LawerenceCagerPractice

Georgia receiver Lawrence Cager (15) during the Bulldogs' session on the Woodruff Practice Fields in Athens, Ga., on Friday, Aug. 2, 2019. (Photo by Steven Colquitt)

Between James Coley, Lawrence Cager and Mark Richt, there’s a path starting to form between Athens and Miami.

As a freshman wide receiver at Miami, Cager played under Coley in his final year as offensive coordinator for the Hurricanes. Then Richt left Georgia for the head coaching job in South Florida in time for Cager’s sophomore season before Cager himself finally made the trek up I-75 to join his former offensive coordinator in Athens.

Now in his final year of eligibility as a graduate transfer for the Bulldogs, Cager is looking to get the most out of his final collegiate opportunity.

“As a young recruit you’re into all the facilities,” Cager said. “You see the facilities and you’re like ‘oh my gosh’. Now it’s like, ‘how can this help me get better and get to the next level?’”

Cager had plenty of schools to choose from coming out of high school. He said Kirby Smart recruited him heavily while he was at Alabama and added that Richt reached out to him about Georgia even though he never made an official visit. But with all the shared history between the schools, coaches and Cager, Georgia is where Cager wants to be.

“It’s kind of a match made in heaven,” Cager said. “It’s about trying to win a national championship, trying to win an SEC championship, trying to get drafted. What’s the best place for that? I honestly felt like coach Coley and coach Smart had the best opportunity for me.”

Perhaps most importantly, the Bulldogs can offer him playing time. While he’ll certainly have to earn his spot in the receiving room, there’s no doubting that Georgia could use some help at the wide receiver position.

After all, the Bulldogs have to replace their top five pass catchers from last season. Running back D’Andre Swift is the current team leader in receptions if that tells you anything. Cager still insists the lack of depth at wide receiver didn’t influence his decision to attend Georgia.

“I really didn't look at the receiver situation,” Cager said. “Coach Coley and Smart called me as soon as I put my name in the transfer portal and I’ll put my trust those guys 10 times out of 10. Coley coached me at Miami and Smart recruited me heavily when he was at Alabama.”

The move makes sense when you consider the history between Cager and his coordinator.

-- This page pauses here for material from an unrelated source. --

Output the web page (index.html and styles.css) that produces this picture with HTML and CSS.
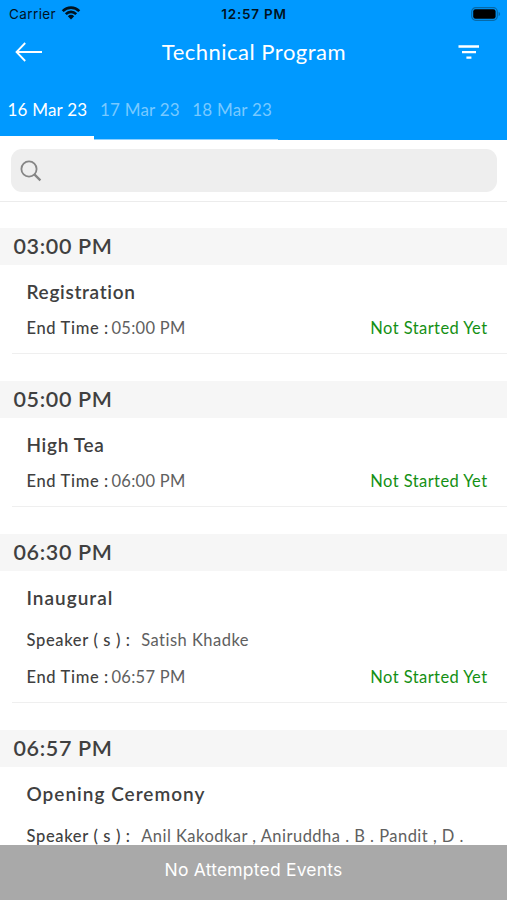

Coley called the shots during Cager’s freshman year, so the familiarity between the two helped ease Cager's transition.

“I’ve been studying a lot so I feel like I’ve got a pretty good grasp of the playbook,” Cager said. “I essentially played in the offense already so I knew most of the terminology and the route concepts.”

It’s not just Coley making him feel at home either. When asked who were some of the players he first bonded with at Georgia, Cager’s answer was quarterback Jake Fromm.

“He reached out to me before I ever took a visit,” Cager said. “Jake’s a great quarterback and he elevates the whole team not just the wide receivers. He elevates the team with his leadership and it’s great to play with a leader like him.”

Despite the help from his coach and his quarterback, being the new guy is never easy, and Cager said his first few days as a Bulldog felt like starting all over again.

“At first, you feel like a freshman,” Cager said. “The first day of practice I didn’t know where to go. I was just going with the crowd. But once you get acclimated to it, it’s smooth sailing.”

With the opening game of the season on Aug. 31 quickly approaching, Cager is ready to bring his skill set to Sanford Stadium and become a key player in the Georgia offense.

At 6-foot-5, Cager should be a red-zone threat for a team that struggled to score there last season. His teammates have taken note of what he can do in practice.

“He’s that big, physical wide receiver that we need on the outside,” cornerback Eric Stokes said. “I know he can go up and high point it or do whatever.”

Cager said his catch radius is one of the biggest parts of his game, and he’ll get plenty of chances to make use of it if he can find his way onto the field.

But first he’ll have to carve a starting spot from a talented yet inexperienced wide receiving corps.

“I feel like it’s a battle everywhere,” Cager said. “No matter who starts, anybody going in the game is going to make plays and contributions.”

The receivers who take the field against Vanderbilt will provide the first true look at this new group of wide outs. They're out to prove that they aren’t to be overlooked despite their lack of experience.

“I think it’s motivation for everyone in that receiving room,” Cager said. “I feel like it’s a lack of respect that people are saying that, but we take that as fuel.”